Gus Van Sant's Milk is a story that needed to be told, and it's filled with so much effort, love and care that to praise just one aspect of it would be naïve because it certainly is the sum of its parts. Sean Penn and Dustin Lance Black – both winners of Oscar gold – deserve all the accolades they're now receiving. Penn is brilliant as Harvey Milk, effortlessly bringing the to life a man who was merely trying to make a difference. Milk didn't set himself up to be a martyr, nor did he feel it necessary, and Penn does a great job of capturing Harvey's human side – he loved, he laughed and he cried just like the rest of us. Black's script is subtle and nuanced, uncompromising in presenting the historical facts and never sentimentally building any of the characters or events up to more than they were.
The credit for successfully presenting such emotional material must also go to Van Sant, who brilliantly fuses actual news footage from the 1970s into the film to authenticate it even further. This technique is often overly intrusive, but Van San seamlessly transports us back to the 70s and puts us right into the fight with Harvey and his inner circle. The acting of the supporting cast is also fantastic with Emile Hirsch, James Franco (who's had a fantastic 2008) and Josh Brolin portraying various characters who shaped – for better or worse – the events and life of Harvey Milk.

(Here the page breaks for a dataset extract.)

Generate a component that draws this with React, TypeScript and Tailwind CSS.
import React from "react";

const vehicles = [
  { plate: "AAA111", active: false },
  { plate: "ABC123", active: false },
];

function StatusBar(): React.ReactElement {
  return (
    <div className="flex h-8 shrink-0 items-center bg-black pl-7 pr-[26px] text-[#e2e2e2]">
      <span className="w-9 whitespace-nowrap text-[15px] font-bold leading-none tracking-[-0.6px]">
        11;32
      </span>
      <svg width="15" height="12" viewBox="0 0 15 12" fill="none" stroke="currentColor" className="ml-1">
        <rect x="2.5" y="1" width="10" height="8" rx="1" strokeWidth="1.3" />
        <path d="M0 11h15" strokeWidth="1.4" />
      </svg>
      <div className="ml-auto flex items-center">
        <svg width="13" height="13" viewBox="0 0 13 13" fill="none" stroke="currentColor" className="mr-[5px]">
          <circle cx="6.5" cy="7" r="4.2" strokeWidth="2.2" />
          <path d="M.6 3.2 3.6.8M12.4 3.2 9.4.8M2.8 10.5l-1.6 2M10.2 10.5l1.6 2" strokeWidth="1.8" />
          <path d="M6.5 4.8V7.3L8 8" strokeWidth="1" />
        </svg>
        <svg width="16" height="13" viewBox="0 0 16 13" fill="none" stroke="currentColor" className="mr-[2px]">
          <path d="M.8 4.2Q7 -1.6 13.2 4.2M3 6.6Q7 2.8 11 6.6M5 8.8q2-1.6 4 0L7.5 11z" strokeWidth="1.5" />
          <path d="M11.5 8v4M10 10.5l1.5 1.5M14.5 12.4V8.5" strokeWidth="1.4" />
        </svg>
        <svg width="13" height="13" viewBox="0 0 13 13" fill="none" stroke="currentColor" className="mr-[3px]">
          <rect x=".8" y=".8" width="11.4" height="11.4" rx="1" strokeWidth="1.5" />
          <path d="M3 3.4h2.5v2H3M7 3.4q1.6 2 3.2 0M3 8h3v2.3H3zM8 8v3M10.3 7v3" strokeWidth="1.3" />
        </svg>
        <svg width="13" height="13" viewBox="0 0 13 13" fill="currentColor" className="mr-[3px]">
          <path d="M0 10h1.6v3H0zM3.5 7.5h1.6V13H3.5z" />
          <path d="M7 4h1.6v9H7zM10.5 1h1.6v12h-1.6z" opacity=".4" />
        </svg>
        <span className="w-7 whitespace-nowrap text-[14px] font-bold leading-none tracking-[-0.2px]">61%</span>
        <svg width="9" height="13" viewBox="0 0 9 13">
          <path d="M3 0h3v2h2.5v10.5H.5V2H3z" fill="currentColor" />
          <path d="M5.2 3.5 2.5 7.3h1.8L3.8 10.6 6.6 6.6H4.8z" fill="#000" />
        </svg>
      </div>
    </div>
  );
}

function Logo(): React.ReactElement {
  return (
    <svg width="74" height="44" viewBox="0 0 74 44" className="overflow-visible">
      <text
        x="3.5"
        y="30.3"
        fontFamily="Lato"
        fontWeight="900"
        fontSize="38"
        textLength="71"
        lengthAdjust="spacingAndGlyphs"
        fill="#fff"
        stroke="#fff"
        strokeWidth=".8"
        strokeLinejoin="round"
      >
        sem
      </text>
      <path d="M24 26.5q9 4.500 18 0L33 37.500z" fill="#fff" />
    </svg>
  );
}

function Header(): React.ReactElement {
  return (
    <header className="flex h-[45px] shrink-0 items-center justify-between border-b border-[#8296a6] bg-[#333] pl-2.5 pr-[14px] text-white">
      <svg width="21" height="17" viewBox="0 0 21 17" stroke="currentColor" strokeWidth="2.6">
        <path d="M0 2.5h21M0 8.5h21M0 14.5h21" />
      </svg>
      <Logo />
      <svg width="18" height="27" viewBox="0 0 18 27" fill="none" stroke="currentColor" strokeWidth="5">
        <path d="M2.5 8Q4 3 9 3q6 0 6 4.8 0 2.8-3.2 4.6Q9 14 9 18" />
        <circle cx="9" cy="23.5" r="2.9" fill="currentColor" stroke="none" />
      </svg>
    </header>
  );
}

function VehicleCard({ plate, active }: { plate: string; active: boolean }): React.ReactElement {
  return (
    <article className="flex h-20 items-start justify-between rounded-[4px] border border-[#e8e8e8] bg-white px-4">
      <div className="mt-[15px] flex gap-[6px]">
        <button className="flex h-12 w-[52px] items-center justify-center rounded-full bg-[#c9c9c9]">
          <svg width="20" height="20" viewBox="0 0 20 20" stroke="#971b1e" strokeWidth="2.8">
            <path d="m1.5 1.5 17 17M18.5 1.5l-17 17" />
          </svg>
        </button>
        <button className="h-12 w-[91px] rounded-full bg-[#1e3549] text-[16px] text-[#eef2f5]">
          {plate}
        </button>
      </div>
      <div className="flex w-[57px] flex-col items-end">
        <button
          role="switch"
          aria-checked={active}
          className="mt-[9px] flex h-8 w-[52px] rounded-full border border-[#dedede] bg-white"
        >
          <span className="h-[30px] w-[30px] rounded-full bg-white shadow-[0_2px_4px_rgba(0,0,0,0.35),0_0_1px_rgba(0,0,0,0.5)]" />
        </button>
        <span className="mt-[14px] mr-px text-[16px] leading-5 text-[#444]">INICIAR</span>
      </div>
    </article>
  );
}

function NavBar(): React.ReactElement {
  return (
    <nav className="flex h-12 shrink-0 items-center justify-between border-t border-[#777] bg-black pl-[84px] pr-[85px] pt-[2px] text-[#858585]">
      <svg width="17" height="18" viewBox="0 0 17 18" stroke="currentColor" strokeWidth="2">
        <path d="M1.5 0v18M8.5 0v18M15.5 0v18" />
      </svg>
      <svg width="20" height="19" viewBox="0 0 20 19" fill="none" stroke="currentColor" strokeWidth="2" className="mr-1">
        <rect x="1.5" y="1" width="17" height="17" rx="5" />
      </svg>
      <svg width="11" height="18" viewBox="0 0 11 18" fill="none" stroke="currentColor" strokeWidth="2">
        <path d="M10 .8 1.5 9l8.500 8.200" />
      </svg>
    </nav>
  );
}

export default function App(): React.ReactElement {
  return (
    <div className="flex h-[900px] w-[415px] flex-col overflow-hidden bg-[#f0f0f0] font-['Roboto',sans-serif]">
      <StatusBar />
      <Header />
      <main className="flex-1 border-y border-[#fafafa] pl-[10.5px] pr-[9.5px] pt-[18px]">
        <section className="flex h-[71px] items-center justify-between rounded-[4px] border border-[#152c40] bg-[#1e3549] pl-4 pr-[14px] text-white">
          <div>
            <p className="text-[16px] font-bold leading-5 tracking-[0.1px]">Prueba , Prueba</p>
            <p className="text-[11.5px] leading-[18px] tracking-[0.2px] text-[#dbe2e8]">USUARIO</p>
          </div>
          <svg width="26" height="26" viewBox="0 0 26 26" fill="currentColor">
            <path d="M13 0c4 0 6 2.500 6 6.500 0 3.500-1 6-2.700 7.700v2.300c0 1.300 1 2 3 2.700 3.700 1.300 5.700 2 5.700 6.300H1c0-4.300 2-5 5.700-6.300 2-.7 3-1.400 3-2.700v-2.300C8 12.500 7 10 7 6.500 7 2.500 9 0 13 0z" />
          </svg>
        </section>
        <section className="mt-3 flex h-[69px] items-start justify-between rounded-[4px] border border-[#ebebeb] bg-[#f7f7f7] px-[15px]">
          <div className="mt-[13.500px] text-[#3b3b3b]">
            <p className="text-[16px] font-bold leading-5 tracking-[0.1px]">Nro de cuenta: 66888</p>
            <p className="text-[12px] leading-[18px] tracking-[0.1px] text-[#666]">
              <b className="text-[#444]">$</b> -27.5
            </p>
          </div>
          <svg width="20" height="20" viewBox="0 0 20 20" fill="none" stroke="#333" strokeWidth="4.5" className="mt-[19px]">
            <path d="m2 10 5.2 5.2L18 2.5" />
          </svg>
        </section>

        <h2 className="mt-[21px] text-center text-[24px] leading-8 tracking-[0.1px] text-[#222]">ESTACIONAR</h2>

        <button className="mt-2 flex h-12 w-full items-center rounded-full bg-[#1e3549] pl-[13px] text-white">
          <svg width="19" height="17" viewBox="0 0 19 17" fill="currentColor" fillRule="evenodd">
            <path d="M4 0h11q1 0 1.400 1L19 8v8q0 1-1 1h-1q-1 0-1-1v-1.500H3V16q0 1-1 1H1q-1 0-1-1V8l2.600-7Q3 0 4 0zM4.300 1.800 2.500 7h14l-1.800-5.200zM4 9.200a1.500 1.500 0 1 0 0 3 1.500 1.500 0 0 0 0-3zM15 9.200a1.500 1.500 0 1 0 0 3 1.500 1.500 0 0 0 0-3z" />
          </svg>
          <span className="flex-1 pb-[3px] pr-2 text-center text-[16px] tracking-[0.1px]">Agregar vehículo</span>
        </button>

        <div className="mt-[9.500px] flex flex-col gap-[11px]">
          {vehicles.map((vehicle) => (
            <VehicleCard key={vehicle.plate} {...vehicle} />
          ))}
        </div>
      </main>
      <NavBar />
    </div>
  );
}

The most obvious questions that arises while watching Milk are: why were people so afraid of Harvey Milk and why, to this day, are some people still so intolerant of not only homosexuals, but of anyone who falls outside whichever arbitrary definition of normal or acceptable is most popular? Since when did any sort or variance in people denote evil? In watching Milk, it's quite obvious who the evil people really were, and although it's regrettable that the Anita Bryants and Dan Whites refuse to go away, it's people like Harvey Milk who are doing all they can to extinguish the insatiable hatred from the world.

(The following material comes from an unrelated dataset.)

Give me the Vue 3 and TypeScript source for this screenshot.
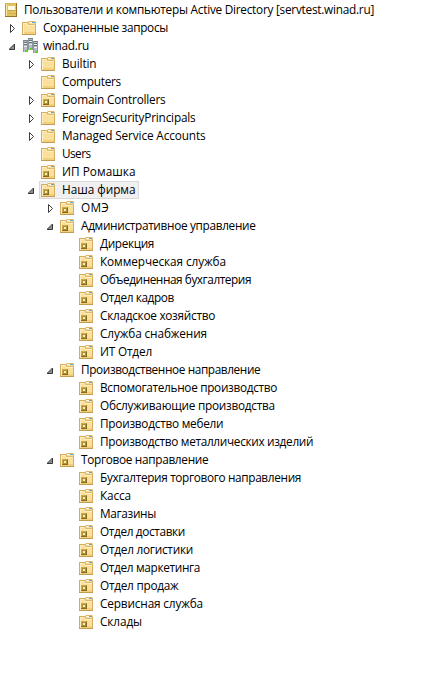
<script setup lang="ts">
type IconKind = 'console' | 'folder' | 'domain' | 'unit'

interface TreeRow {
  label: string
  level: number
  icon: IconKind
  width: number
  state?: 'open' | 'closed'
  selected?: boolean
}

const rows: TreeRow[] = [
  { label: 'Пользователи и компьютеры Active Directory [servtest.winad.ru]', level: 0, icon: 'console', width: 350 },
  { label: 'Сохраненные запросы', level: 1, icon: 'folder', width: 125, state: 'closed' },
  { label: 'winad.ru', level: 1, icon: 'domain', width: 46, state: 'open' },
  { label: 'Builtin', level: 2, icon: 'folder', width: 34.5, state: 'closed' },
  { label: 'Computers', level: 2, icon: 'folder', width: 59 },
  { label: 'Domain Controllers', level: 2, icon: 'unit', width: 103.5, state: 'closed' },
  { label: 'ForeignSecurityPrincipals', level: 2, icon: 'folder', width: 133.5, state: 'closed' },
  { label: 'Managed Service Accounts', level: 2, icon: 'folder', width: 143.5, state: 'closed' },
  { label: 'Users', level: 2, icon: 'folder', width: 28.5 },
  { label: 'ИП Ромашка', level: 2, icon: 'unit', width: 73.5 },
  { label: 'Наша фирма', level: 2, icon: 'unit', width: 73.5, state: 'open', selected: true },
  { label: 'ОМЭ', level: 3, icon: 'unit', width: 28, state: 'closed' },
  { label: 'Административное управление', level: 3, icon: 'unit', width: 174.5, state: 'open' },
  { label: 'Дирекция', level: 4, icon: 'unit', width: 54 },
  { label: 'Коммерческая служба', level: 4, icon: 'unit', width: 126 },
  { label: 'Объединенная бухгалтерия', level: 4, icon: 'unit', width: 151 },
  { label: 'Отдел кадров', level: 4, icon: 'unit', width: 74 },
  { label: 'Складское хозяйство', level: 4, icon: 'unit', width: 115 },
  { label: 'Служба снабжения', level: 4, icon: 'unit', width: 107 },
  { label: 'ИТ Отдел', level: 4, icon: 'unit', width: 52 },
  { label: 'Производственное направление', level: 3, icon: 'unit', width: 179.3, state: 'open' },
  { label: 'Вспомогательное производство', level: 4, icon: 'unit', width: 177 },
  { label: 'Обслуживающие производства', level: 4, icon: 'unit', width: 174.8 },
  { label: 'Производство мебели', level: 4, icon: 'unit', width: 123.3 },
  { label: 'Производство металлических изделий', level: 4, icon: 'unit', width: 213.2 },
  { label: 'Торговое направление', level: 3, icon: 'unit', width: 127.3, state: 'open' },
  { label: 'Бухгалтерия торгового направления', level: 4, icon: 'unit', width: 201 },
  { label: 'Касса', level: 4, icon: 'unit', width: 31 },
  { label: 'Магазины', level: 4, icon: 'unit', width: 56 },
  { label: 'Отдел доставки', level: 4, icon: 'unit', width: 85 },
  { label: 'Отдел логистики', level: 4, icon: 'unit', width: 93 },
  { label: 'Отдел маркетинга', level: 4, icon: 'unit', width: 100 },
  { label: 'Отдел продаж', level: 4, icon: 'unit', width: 78.5 },
  { label: 'Сервисная служба', level: 4, icon: 'unit', width: 103 },
  { label: 'Склады', level: 4, icon: 'unit', width: 42 },
]

// Top-left corners of the three server towers
const towers: [number, number][] = [[2, 2], [7, 0], [12, 3]]

const context = document.createElement('canvas').getContext('2d')!
context.font = '11.8px "Open Sans"'

function tracking(row: TreeRow): string {
  const natural = context.measureText(row.label).width
  return `${((row.width - natural) / row.label.length).toFixed(3)}px`
}
</script>

<template>
  <ul class="tree">
    <li v-for="row in rows" :key="row.label" class="row" :class="'level-' + row.level">
      <span v-if="row.level > 0" class="toggle">
        <svg v-if="row.state === 'closed'" width="8" height="11" viewBox="0 0 8 11">
          <path d="M1.5 1.5V9.5L5.5 5.5Z" fill="#fff" stroke="#3c3c3c" />
        </svg>
        <svg v-else-if="row.state === 'open'" width="8" height="11" viewBox="0 0 8 11">
          <path d="M5.5 3V8.5H0Z" fill="#909090" stroke="#383838" />
        </svg>
      </span>
      <span class="node" :class="{ selected: row.selected }">
        <svg v-if="row.icon === 'console'" class="icon" width="16" height="16" viewBox="0 0 16 16">
          <rect x="2" y="1" width="12" height="14" fill="#e2c361" />
          <path d="M2.5 1v14" stroke="#c19e3b" />
          <path d="M3.5 1v13" stroke="#f5e399" />
          <path d="M2 1.5h12" stroke="#d8b95a" />
          <path d="M13.5 1v14M2 14.5h12" fill="none" stroke="#957429" />
          <rect x="5" y="4" width="7" height="4" fill="#fffbe2" />
          <path d="M5 8.5h7" stroke="#c5a444" />
          <path d="M4 11.5h9" stroke="#d1b04e" />
        </svg>
        <svg v-else-if="row.icon === 'domain'" class="icon wide" width="18" height="16" viewBox="0 0 18 16">
          <g v-for="[x, y] in towers" :key="x">
            <rect :x="x" :y="y" width="5" height="12" fill="#b4bec4" />
            <path :d="`M${x + .5} ${y}v12`" stroke="#8e999f" />
            <path :d="`M${x} ${y + .5}h5`" stroke="#79858c" />
            <path :d="`M${x + 1} ${y + 2.5}h3M${x + 1} ${y + 4.5}h3`" stroke="#65727a" />
            <path :d="`M${x + 1} ${y + 3.5}h3M${x + 1} ${y + 6.5}h3`" stroke="#e5edf0" />
            <path :d="`M${x + 4.5} ${y + 1}v11`" stroke="#89959b" />
            <rect :x="x + 2" :y="y + 10" width="2" height="2" fill="#58dc18" />
          </g>
        </svg>
        <svg v-else class="icon" width="16" height="16" viewBox="0 0 16 16">
          <path d="M1 2h6l1 2h7v11H1Z" fill="#d5ad60" />
          <path d="M2 3h4.5l1 2H14v9H2Z" fill="#fae09b" />
          <path d="M2.5 14V3.5H6l1 2h7" fill="none" stroke="#ffefc0" />
          <path d="M7 4V2l1-1h6l1 1v3H8Z" fill="#dcb96d" />
          <path d="M8 2.5h6" stroke="#fff5d4" />
          <path d="M11 2.5h3" stroke="#55a9df" />
          <path d="M8 3.5h6" stroke="#f8dfa2" />
          <path d="M3 12.5h11M3 13.5h11" stroke="#f3cf7b" />
          <path d="M1 14.5h14" stroke="#c49d54" />
          <g v-if="row.icon === 'unit'">
            <rect x="3" y="7" width="6" height="6" fill="#ae9035" />
            <path d="M3 7.5h5M3.5 7v5" fill="none" stroke="#c9ab51" />
            <path d="M3 12.5h6M8.5 8v5" fill="none" stroke="#876c23" />
            <rect x="5" y="9" width="2" height="2" fill="#fff1ad" />
          </g>
        </svg>
        <span class="label" :style="{ letterSpacing: tracking(row) }">{{ row.label }}</span>
      </span>
    </li>
  </ul>
</template>

<style>
body {
  margin: 0;
  background: #fff;
}
</style>

<style scoped>
.tree {
  box-sizing: border-box;
  width: 438px;
  height: 675px;
  margin: 0;
  padding: 1px 0 0;
  overflow: hidden;
  list-style: none;
  background: #fff;
  color: #000;
  font: 11.8px/16px "Open Sans", "Noto Sans", sans-serif;
}

.row {
  display: flex;
  align-items: center;
  height: 18px;
  white-space: nowrap;
}

.level-0 { padding-left: 2px; }
.level-1 { padding-left: 8px; }
.level-2 { padding-left: 27px; }
.level-3 { padding-left: 46px; }
.level-4 { padding-left: 65px; }

.toggle {
  display: flex;
  align-items: center;
  box-sizing: border-box;
  width: 12px;
  height: 18px;
  padding: 1px 0 0 1px;
}

.node {
  display: flex;
  align-items: center;
  gap: 6px;
  box-sizing: border-box;
  height: 18px;
  padding: 0 2px 0 0;
  border: 1px solid transparent;
}

.level-0 .node {
  gap: 5px;
}

.selected {
  border-color: #d9d9d9;
  background: #f0f0f0;
}

.icon {
  flex: none;
  display: block;
}

.wide {
  margin-right: -2px;
}

.label {
  display: block;
  height: 16px;
  line-height: 14px;
}
</style>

As far as Blu-ray goes, Milk isn't exactly the type of film you're going to us to showcase your set-up, but it still boasts quality picture and sound. Due to the actual footage used in the film and its setting in the 70s, Van Sant's film is intentionally gritty, therefore it lacks the pristine and crystal clear image we've come to expect from Blu-ray releases. However, as long as you realize the grain and grit is intentional, you'll have no problem loving Milk Milk in hi-def glory.
Being a Best Picture nominee and a winner in two other major categories, I expected the special features section of Milk to be jam packed, but alas, that's not so with this release. Whether that means we'll get another Milk release within a few years, I can't be sure, but the lack of extra material definitely suggests as much. In any case, there are about 35-minutes of extra content on the disc, so let's get to it.
First up is "Hollywood Comes to San Francisco", a 14 minute making-of feature. There are interviews from many cast and crew, who predictably praise Penn and Van Sant to no end. This by-the-numbers approach hinders many making-of features (they're all the same), but they're easier to watch when the film deserves every bit of praise it gets. Next up is "Remember Harvey", another 14 minute feature, this time offering an overview of Harvey Milk's life. This feature is by far the most interesting of the three, mainly because it includes interviews with Harvey's real life friends who are still alive, but it's just way to short. It could've easily been just as fascinating for over and hour. The final feature is "Marching for Equality" and it takes a look at two or the larger and more difficult demonstrations scenes and how they were filmed. Cool stuff, but once again, much to brief.
In the end, this initial Blu-ray release of Milk is a one trick pony, but in this case that one trick is well worth the price of admission. Unless you're a special features junkie, I have no problem in recommending Milk for purchase – it's a must see movie and easily one of the best of 2008!